Ainsi, en résumé, deux conditions sont nécessaires pour que les éclipses, observées dans une certaine période, se reproduisent : il faut que l’intervalle écoulé entre ces deux périodes soit d’une part égal à un certain nombre exact de fois 29j,53, et de l’autre, qu’il se soit écoulé un nombre rond de fois 346j,62.
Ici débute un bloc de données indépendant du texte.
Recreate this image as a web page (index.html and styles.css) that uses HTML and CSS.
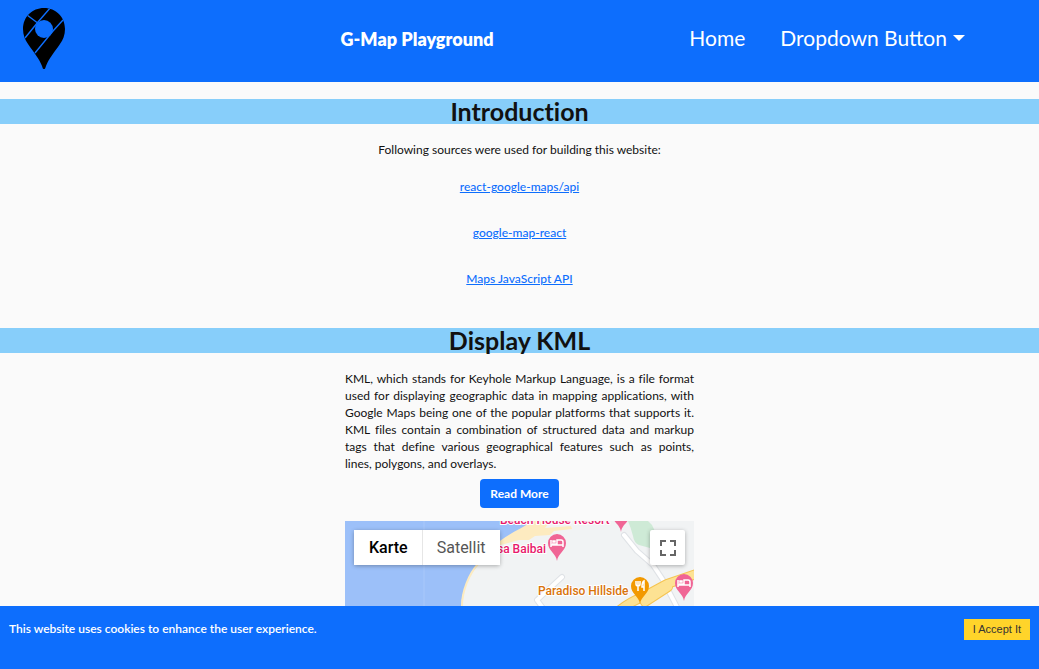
FILE: index.html
```html
<!DOCTYPE html>
<html lang="en">
<head>
<meta charset="utf-8">
<meta name="viewport" content="width=device-width, initial-scale=1">
<title>G-Map Playground</title>
<link rel="stylesheet" href="styles.css">
</head>
<body>
<header class="header">
  <a class="logo" href="#" aria-label="G-Map Playground">
    <svg width="44" height="63" viewBox="0 0 44 63" aria-hidden="true">
      <defs><clipPath id="pin"><path d="M22 1C10 1 1 10 1 22c0 6 2 11 5 15 6 9 11 14 14 22 1 3 1 3 2 3s1 0 2-3c3-8 8-13 14-22 3-4 5-9 5-15C43 10 34 1 22 1Z"/></clipPath></defs>
      <g clip-path="url(#pin)">
        <path d="M0 0H44V63H0Z"/>
        <path class="logo-line" d="M29 0 16 15 3 31M5 8 17 17M41 13 31 24 13 46"/>
        <circle class="logo-hole" cx="22" cy="22" r="9"/>
      </g>
    </svg>
  </a>
  <h1 class="title">G-Map Playground</h1>
  <nav class="nav">
    <a class="nav-item" href="#">Home</a>
    <button class="nav-item nav-toggle" type="button" aria-haspopup="true">Dropdown Button<span class="caret"></span></button>
  </nav>
</header>
<main class="main">
  <section>
    <h2 class="heading">Introduction</h2>
    <div class="sources">
      <p class="text">Following sources were used for building this website:</p>
      <ul class="links">
        <li><a href="#">react-google-maps/api</a></li>
        <li><a href="#">google-map-react</a></li>
        <li><a href="#">Maps JavaScript API</a></li>
      </ul>
    </div>
  </section>
  <section>
    <h2 class="heading">Display KML</h2>
    <div class="article">
      <p class="text justified">KML, which stands for Keyhole Markup Language, is a file format used for displaying geographic data in mapping applications, with Google Maps being one of the popular platforms that supports it. KML files contain a combination of structured data and markup tags that define various geographical features such as points, lines,&nbsp;polygons, and overlays.</p>
      <button class="read-more" type="button">Read More</button>
      <div class="map">
        <svg class="map-canvas" viewBox="0 0 349 200" preserveAspectRatio="xMidYMin slice" role="img" aria-label="Map">
          <defs>
            <path id="marker" d="M0 17C-1 9-9 7-9-1a9 9 0 0 1 18 0C9 7 1 9 0 17Z"/>
            <path id="bed" d="M-6-4V3M-6 1H6V3M6 1V-2Q6-4 4-4H0V0H-5M-4-3h2v1h-2z"/>
          </defs>
          <path class="land" d="M116 200V85C117 70 124 51 139 38 150 28 160 17 178 13 192 9 202 5 206 0H349V200Z"/>
          <path class="coast" d="M117 85C117 70 124 53 133 43"/>
          <path class="sand" d="M148 26C160 14 174 9 188 0H206L200 7 226 5 227 8 209 10 205 14 190 15 184 19 174 19Z"/>
          <path class="park" d="M283 0Q286 7 288 15 289 22 294 24L305 27H318L307 4 303 0Z"/>
          <path class="road-edge" d="M279 14 292 30 308 44 318 59 334 90M217 56 192 79 200 90"/>
          <path class="road" d="M279 14 292 30 308 44 318 59 334 90M217 56 192 79 200 90"/>
          <path class="highway-edge" d="M270 93Q284 81 298 76L322 63 354 52M300 81 323 66"/>
          <path class="highway" d="M270 93Q284 81 298 76L322 63 354 52M300 81 323 66"/>
          <path class="tile-line" d="M79 0V100"/>
          <text class="place hotel" x="155" y="3">Beach House Resort</text>
          <text class="place hotel" x="201" y="32" text-anchor="end">sa Baibai</text>
          <text class="place food" x="193" y="74">Paradiso Hillside</text>
          <g transform="translate(276 -6)"><use class="pin-hotel" href="#marker"/></g>
          <g transform="translate(212 23)"><use class="pin-hotel" href="#marker"/><use class="bed" href="#bed"/></g>
          <g transform="translate(339 63)"><use class="pin-hotel" href="#marker"/><use class="bed" href="#bed"/></g>
          <g transform="translate(295 66)"><use class="pin-food" href="#marker"/><path class="cutlery" d="M-4-6V-3Q-4-1-2-1T0-3V-6M-2-6V4M4 4V-6Q2-5 2 0H4"/></g>
        </svg>
        <div class="map-types">
          <button class="map-type active" type="button">Karte</button>
          <button class="map-type" type="button">Satellit</button>
        </div>
        <button class="fullscreen" type="button" aria-label="Fullscreen">
          <svg width="18" height="18" viewBox="0 0 18 18" aria-hidden="true"><path d="M2 7V2H7M11 2H16V7M16 11V16H11M7 16H2V11"/></svg>
        </button>
      </div>
    </div>
  </section>
</main>
<footer class="cookies">
  <p class="cookie-text">This website uses cookies to enhance the user experience.</p>
  <button class="accept" type="button">I Accept It</button>
</footer>
</body>
</html>
```
FILE: styles.css
```css
* { box-sizing: border-box; }

body {
  margin: 0;
  height: 100vh;
  display: flex;
  flex-direction: column;
  background: #fafafa;
  color: #111;
  font-family: Lato, sans-serif;
  font-size: 12px;
  font-variant-ligatures: none;
}

h1, h2, p, ul { margin: 0; }
button { font-family: inherit; cursor: pointer; }

.header {
  flex: none;
  display: grid;
  grid-template-columns: calc(34% - 2px) 1fr auto;
  align-items: center;
  height: 82px;
  padding: 0 74px 6px 22px;
  background: #0d6efd;
  color: #fff;
}
.logo { display: flex; }
.logo-line { fill: none; stroke: #0d6efd; stroke-width: 1.4; }
.logo-hole { fill: #0d6efd; }
.title { padding-top: 2px; font-size: 18px; line-height: 26px; font-weight: 800; white-space: nowrap; }
.nav { display: flex; justify-content: flex-end; align-items: center; gap: 35px; }
.nav-item {
  padding: 0;
  border: 0;
  background: none;
  color: #fff;
  font-size: 21px;
  line-height: 28px;
  text-decoration: none;
  white-space: nowrap;
}
.nav-toggle { display: flex; align-items: center; gap: 6px; }
.caret { border: 6px solid transparent; border-top-color: #fff; border-bottom: 0; }

.main { flex: 1; min-height: 0; overflow: hidden; padding-top: 17px; }
.heading {
  background: #87cefa;
  font-size: 25px;
  line-height: 25px;
  font-weight: 700;
  text-align: center;
}
.text { line-height: 17px; }
.sources { padding: 17px 0 41px; text-align: center; }
.links {
  display: flex;
  flex-direction: column;
  gap: 29px;
  padding: 20px 0 0;
  list-style: none;
  line-height: 17px;
}
.links a { color: #0d6efd; font-weight: 500; }

.article {
  display: flex;
  flex-direction: column;
  align-items: center;
  width: 349px;
  max-width: 100%;
  margin: 0 auto;
  padding-top: 17px;
}
.justified { text-align: justify; }
.read-more {
  margin: 7px 0 13px;
  padding: 6px 10px;
  border: 0;
  border-radius: 4px;
  background: #0d6efd;
  color: #fff;
  font-size: 12px;
  line-height: 17px;
  font-weight: 700;
}

.map { position: relative; width: 100%; height: 200px; background: #9cc0f9; font-family: Roboto, sans-serif; }
.map-canvas { display: block; width: 100%; height: 100%; }
.land { fill: #f1f3f4; }
.coast { fill: none; stroke: #fdebc0; stroke-width: 2; }
.sand { fill: #fdebc0; }
.park { fill: #ceead6; }
.road, .road-edge, .highway, .highway-edge { fill: none; stroke-linejoin: round; stroke-linecap: round; }
.road-edge { stroke: #dfe2e6; stroke-width: 6; }
.road { stroke: #fff; stroke-width: 4; }
.highway-edge { stroke: #f5c451; stroke-width: 10; }
.highway { stroke: #fde293; stroke-width: 8; }
.tile-line { stroke: #a9c8fa; }
.place { font-size: 12px; font-weight: 500; stroke: #fff; stroke-width: 2; paint-order: stroke; }
.hotel { fill: #e8196b; }
.food { fill: #d9730b; }
.pin-hotel { fill: #f06595; }
.pin-food { fill: #f29900; }
.bed, .cutlery { fill: none; stroke: #fff; stroke-width: 1.5; }

.map-types {
  position: absolute;
  top: 9px;
  left: 9px;
  display: flex;
  border-radius: 2px;
  box-shadow: 0 1px 4px rgba(0, 0, 0, .3);
}
.map-type {
  padding: 0 14px;
  border: 0;
  background: #fff;
  color: #565656;
  font-size: 16px;
  line-height: 35px;
}
.map-type + .map-type { border-left: 1px solid #e6e6e6; }
.map-type.active { padding-left: 15px; color: #000; font-weight: 500; }
.fullscreen {
  position: absolute;
  top: 9px;
  right: 9px;
  display: grid;
  place-items: center;
  width: 35px;
  height: 35px;
  padding: 0;
  border: 0;
  border-radius: 2px;
  background: #fff;
  box-shadow: 0 1px 4px rgba(0, 0, 0, .3);
}
.fullscreen path { fill: none; stroke: #666; stroke-width: 2; }

.cookies {
  flex: none;
  display: flex;
  justify-content: space-between;
  align-items: flex-start;
  padding: 13px 9px 29px;
  background: #0d6efd;
  color: #fff;
}
.cookie-text { line-height: 19px; font-weight: 600; }
.accept {
  padding: 0 9px;
  border: 0;
  background: #ffd42a;
  color: #333;
  font-family: "Liberation Sans", Arial, sans-serif;
  font-size: 11px;
  line-height: 21px;
}
```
Eh bien, en faisant ce calcul numérique, on trouve que 223 fois 29j,53 font 6 585,19 ; que 19 fois 346j,62 donnent 6 585,78 ; divisons maintenant 6585j,19 durée de 223 mois lunaires par 365j,2422, durée de l’année solaire, nous trouvons pour quotient 18. Donc, à la suite de dix-huit années solaires, le Soleil se retrouve soit en opposition, soit en conjonction, à la même distance des nœuds de l’orbite de la Lune où il était placé à l’origine de la période ; les éclipses après dix-huit ans doivent se reproduire dans le même ordre aux mêmes jours de l’année et dans les mêmes conditions de grandeur. Il suffit donc d’avoir observé les éclipses pendant une période de dix-huit ans pour pouvoir prédire celles qui auront lieu dans une seconde, dans une troisième, dans une quatrième période de même durée. C’est ce moyen que les Chaldéens employaient pour prédire les éclipses ; cette période de dix-huit ans, qu’ils appelaient Saros, n’est pas parfaitement exacte, les perturbations que la Lune éprouve dans son mouvement autour de la Terre l’empêchent d’être rigoureuse ; les calculateurs modernes y ont cependant recours pour trouver d’avance quelles sont les conjonctions ou les oppositions qui peuvent devenir écliptiques, et sur lesquelles ils doivent porter leur attention pour déterminer les effets de la parallaxe lunaire et de l’inclinaison de l’orbite relativement à la grandeur de l’éclipse.